Increases in temperature do not have to follow from an influx of population. The Los Angeles basin in 1880 was still relatively barren, and yearly highs ran about 102F. Then settlers introduced irrigation, the fruit trees cooled the air, and, within 50 years, summer temperatures dropped 5F. But as Los Angeles began to urbanize in the 1940s, cool orchards gave way to hot roofs and asphalt pavements. Over the next 50 years, summer highs climbed back to their 1880 values-and are still rising at 1F per decade, with no end in sight.
But with white roofs, concrete-colored pavements, and about 10 million new shade trees, Los Angeles could be cooler than the semidesert that surrounds it, instead of hotter. Such measures would be in keeping with approaches that have been taken for centuries. As civilization developed in warm climates, humans learned to whitewash their dwellings. Even today, building owners in hot cities like Haifa and Tel Aviv are required to whitewash their roofs each spring, after the rains stop.

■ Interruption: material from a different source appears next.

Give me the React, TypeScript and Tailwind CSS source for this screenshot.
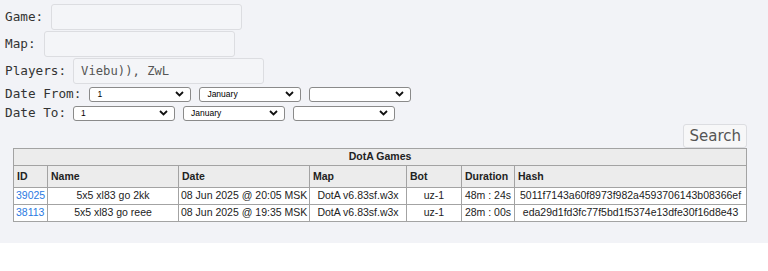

In the United States, dwellings tended to be built with white roofs through the 1960s. Then, as air conditioning became widespread, cheap, and taken for granted, priorities shifted. It became popular to use darker roofing shingles, which more resembled wooden shingles and better concealed dirt and mold. The colored granules on typical white shingles made today are coated with only one-sixth as much white pigment as in the 1960s. Under the summer sun, modern shingles become 20F hotter than the old-style ones.